Between the Cracks: The Daedalus Anthology of Kinky Verse
edited by Gavin Dillard

$18.95
ISBN 1881943100

available through Amazon.com

reviewed by Bill Noble

An erotic poem may not actually be as great as really great sex, but it's better than a poke in the eye. Here are two passionate anthologies from two poles of the sex-positive world. Passionate Hearts is loving, sensual and erotic, happily heterosexual, and full of heat, lots of it from major poets. Between the Cracks is cheeky, transgressive, edgy, pansexual. Its writers come from the poetry world and from the fetish zines, but stretch to include Ginsberg, Michelangelo, and Edna St. Vincent Millay. Bring condoms and a whip!

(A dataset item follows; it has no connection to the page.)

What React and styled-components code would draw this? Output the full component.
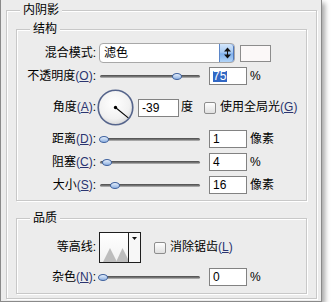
import React from 'react';
import styled, { createGlobalStyle } from 'styled-components';

const BG = '#ececec';

const GlobalStyle = createGlobalStyle`
  html, body { margin: 0; padding: 0; background: #fff; }
  body {
    font-family: "Liberation Sans", "Noto Sans CJK SC", sans-serif;
    font-size: 12px;
    color: #000;
  }
`;

const Panel = styled.div`
  width: 322px;
  box-sizing: border-box;
  background: ${BG};
  border: 1px solid #8a8a8a;
  border-top: none;
  box-shadow: 3px 3px 5px rgba(0, 0, 0, 0.35);
  padding: 10px 4px 2px 5px;
`;

const Group = styled.div`
  display: flex;
  flex-direction: column;
  border: 1px solid #c8c8c8;
  box-shadow: inset 1px 1px 0 #fff, 1px 1px 0 #fff;
  padding: 0 ${p => p.$px || 0}px ${p => p.$pb || 0}px;
  margin-top: ${p => p.$mt || 0}px;
`;

const Legend = styled.div`
  align-self: flex-start;
  height: 15px;
  line-height: 15px;
  margin: -8px 0 0 ${p => p.$indent}px;
  padding: 0 3px;
  background: ${BG};
  white-space: nowrap;
`;

const Row = styled.div`
  display: flex;
  align-items: center;
  height: ${p => p.$h || 20}px;
  margin-top: ${p => (p.$mt === undefined ? 3 : p.$mt)}px;
`;

const Label = styled.div`
  width: 79px;
  flex: none;
  text-align: right;
  white-space: nowrap;
  line-height: 15px;
`;

const Mn = styled.span`
  color: #2a3470;
  u { text-decoration: underline; text-underline-offset: 1px; }
`;

const Select = styled.div`
  margin-left: 3px;
  width: 136px;
  height: 20px;
  box-sizing: border-box;
  display: flex;
  border: 1px solid #a8a8a8;
  border-radius: 4px;
  background: #fff;
  overflow: hidden;
`;

const SelectText = styled.div`
  flex: 1;
  padding-left: 4px;
  line-height: 18px;
`;

const SelectBtn = styled.div`
  width: 14px;
  border-left: 1px solid #5b86c8;
  border-radius: 0 3px 3px 0;
  background: linear-gradient(#d3e6fb, #a9cbf3 45%, #7fb0ec 55%, #b3d5f8);
  box-shadow: inset -1px 0 0 #4f78bd;
  display: flex;
  align-items: center;
  justify-content: center;
`;

const Swatch = styled.div`
  margin-left: 5px;
  width: 31px;
  height: 17px;
  box-sizing: border-box;
  border: 1px solid #8c8c8c;
  background: #fbf8f8;
`;

const SliderBox = styled.div`
  position: relative;
  margin-left: 4px;
  width: 100px;
  height: 20px;
  flex: none;
  display: flex;
  align-items: center;
`;

const Track = styled.div`
  width: 100%;
  height: 3px;
  border-radius: 2px;
  background: linear-gradient(#4a4a4a, #777 55%, #c2c2c2);
`;

const Thumb = styled.div`
  position: absolute;
  top: 7px;
  width: 8px;
  height: 5px;
  margin-left: -5px;
  border-radius: 50%;
  border: 1px solid #3f629f;
  background: linear-gradient(#e4eefb, #90b2e2);
  box-sizing: content-box;
`;

const Input = styled.div`
  margin-left: ${p => (p.$ml === undefined ? 9 : p.$ml)}px;
  width: ${p => p.$w || 38}px;
  height: 18px;
  flex: none;
  box-sizing: border-box;
  border: 1px solid #828282;
  background: #fff;
  padding-left: 3px;
  line-height: 16px;
  font-size: 12px;
  display: flex;
  align-items: center;
`;

const Selected = styled.span`
  display: inline-block;
  background: #3167c4;
  color: #fff;
  height: 11px;
  line-height: 11px;
  padding: 0 1px 0 0;
`;

const Unit = styled.div`
  margin-left: ${p => (p.$ml === undefined ? 3 : p.$ml)}px;
  white-space: nowrap;
  line-height: 15px;
`;

const Dial = styled.svg`
  margin-left: 1px;
  flex: none;
  display: block;
`;

const Check = styled.div`
  margin-left: ${p => p.$ml}px;
  width: 12px;
  height: 12px;
  flex: none;
  box-sizing: border-box;
  border: 1px solid #8d8d8d;
  border-radius: 2px;
  background: linear-gradient(#fefefe, #e0e0e0);
`;

const Contour = styled.div`
  margin-left: 3px;
  width: 42px;
  height: 31px;
  flex: none;
  box-sizing: border-box;
  border: 1px solid #1e1e1e;
  display: flex;
  background: #fff;
`;

const ContourPreview = styled.div`
  width: 28px;
  border-right: 1px solid #1e1e1e;
  background: linear-gradient(#ffffff, #f2f2f2);
  display: flex;
`;

const ContourArrow = styled.div`
  flex: 1;
  background: #f7f7f7;
  display: flex;
  justify-content: center;
  padding-top: 4px;
`;

const Arrows = () => (
  <svg width="7" height="12" viewBox="0 0 7 12">
    <polygon points="0,4.5 3.5,0.5 7,4.5" fill="#111" />
    <rect x="3" y="4" width="1" height="4" fill="#111" />
    <polygon points="0,7.5 3.5,11.5 7,7.5" fill="#111" />
  </svg>
);

const M = ({ k }) => (
  <Mn>
    (<u>{k}</u>)
  </Mn>
);

const Slider = ({ pos }) => (
  <SliderBox>
    <Track />
    <Thumb style={{ left: `${pos - 100}px` }} />
  </SliderBox>
);

const lowerRows = [
  { label: '距离', k: 'D', pos: 103.5, value: '1', unit: '像素' },
  { label: '阻塞', k: 'C', pos: 106.5, value: '4', unit: '%' },
  { label: '大小', k: 'S', pos: 114.5, value: '16', unit: '像素' },
];

const angle = -39;
const rad = (angle * Math.PI) / 180;
const cx = 18;
const cy = 18;
const lx = cx + Math.cos(rad) * 16;
const ly = cy - Math.sin(rad) * 16;

export default function App() {
  return (
    <>
      <GlobalStyle />
      <Panel>
        <Group $px={9} $pb={4}>
          <Legend $indent={4}>内阴影</Legend>
          <Group $mt={11} $pb={5}>
            <Legend $indent={13}>结构</Legend>
            <Row $mt={6}>
              <Label>混合模式:</Label>
              <Select>
                <SelectText>滤色</SelectText>
                <SelectBtn>
                  <Arrows />
                </SelectBtn>
              </Select>
              <Swatch />
            </Row>
            <Row>
              <Label>
                不透明度<M k="O" />:
              </Label>
              <Slider pos={177} />
              <Input>
                <Selected>75</Selected>
              </Input>
              <Unit>%</Unit>
            </Row>
            <Row $h={37}>
              <Label>
                角度<M k="A" />:
              </Label>
              <Dial width="37" height="37" viewBox="0 0 36 36">
                <defs>
                  <radialGradient id="dialg" cx="45%" cy="38%" r="65%">
                    <stop offset="0%" stopColor="#ffffff" />
                    <stop offset="70%" stopColor="#f1f1f1" />
                    <stop offset="100%" stopColor="#d6d6d6" />
                  </radialGradient>
                </defs>
                <circle cx={cx} cy={cy} r="16.8" fill="url(#dialg)" stroke="#56658c" strokeWidth="1.6" />
                <line x1={cx} y1={cy} x2={lx} y2={ly} stroke="#000" strokeWidth="1.1" />
                <circle cx={cx} cy={cy} r="1.6" fill="#000" />
              </Dial>
              <Input $ml={4} $w={41}>-39</Input>
              <Unit $ml={2}>度</Unit>
              <Check $ml={11} />
              <Unit $ml={4}>
                使用全局光<M k="G" />
              </Unit>
            </Row>
            {lowerRows.map(r => (
              <Row key={r.k}>
                <Label>
                  {r.label}
                  <M k={r.k} />:
                </Label>
                <Slider pos={r.pos} />
                <Input>{r.value}</Input>
                <Unit>{r.unit}</Unit>
              </Row>
            ))}
          </Group>
          <Group $mt={17} $pb={6}>
            <Legend $indent={13}>品质</Legend>
            <Row $mt={6} $h={31}>
              <Label>等高线:</Label>
              <Contour>
                <ContourPreview>
                  <svg width="28" height="29" viewBox="0 0 28 29">
                    <polygon points="3,29 10,15 17,29" fill="#bdbdbd" />
                    <polygon points="16,29 22.5,15 28,26 28,29" fill="#bdbdbd" />
                  </svg>
                </ContourPreview>
                <ContourArrow>
                  <svg width="5" height="3" viewBox="0 0 5 3">
                    <polygon points="0,0 5,0 2.5,3" fill="#111" />
                  </svg>
                </ContourArrow>
              </Contour>
              <Check $ml={13} />
              <Unit $ml={4}>
                消除锯齿<M k="L" />
              </Unit>
            </Row>
            <Row $mt={4}>
              <Label>
                杂色<M k="N" />:
              </Label>
              <Slider pos={102.5} />
              <Input>0</Input>
              <Unit>%</Unit>
            </Row>
          </Group>
        </Group>
      </Panel>
    </>
  );
}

Here's a poem from Passionate Hearts, "The Surge" by Molly Peacock, that says those simple things we all feel but don't find words to speak. It starts out:

Maybe it is the shyness of the pride
he has when he puts my hand down to feel
the hardness of his cock I hadn't tried

by any conscious effort to raise

And here, in a first stanza from Kim Ly Lui Burton, is the condensed directness that poems can give us:

Look at Me

you answered, when I held you
with my arms and sex,
when I said you could come, when
I asked what you wanted.
Look at me.

My opinion? This is the best anthology of erotic verse in print. Galway Kinnell paints transcendent oral sex on a rock in a lake in "The Last Gods." The well-known San Francisco poet Kim Addonizio magically mingles the juice-streaked flanks of a doe, two fawns, and the poet's breasts in "Alone in Your House." In "New Mother" Sharon Olds translates the gritty, half-terrifying intensity of first lovemaking after childbirth straight into the reader's body. My favorite erotic poet, Jane Hirshfield, in the title poem from one of her collections, "Of Gravity and Angels," gives us desire in an overwhelming erotic flood--

I want the long road of your thigh
under my hand, your well-travelled thigh,
your salt-slicked & come-slicked thigh

and

the suddenness of you
opening
all fontanel, all desire, the whole thing
beginning
for the first time again...

Here for contrast, from Between the Cracks, is Pat Califia in a poem about fisting:

For a split second,
You open
Like a balloon being blown up,
Like the tunnel that runs
Beneath the curling lip
Of an oncoming wave.

Or Gavin Dillard in "Notes from a Marriage":

It's no secret that he
loves me--
I beat it out of
him every nite

Or "On Being Fucked by a Talk-Show Panelist" by Ali Liebegott:

                          . . .squeezed into a cab/with the dyke porn star,/the lesbian stripper,/and the bisexual S/M top,/who when asked why she stays/with her boyfriend said,/"It's hard to find a guy/who cooks and cleans/and lets me sodomize him,". . .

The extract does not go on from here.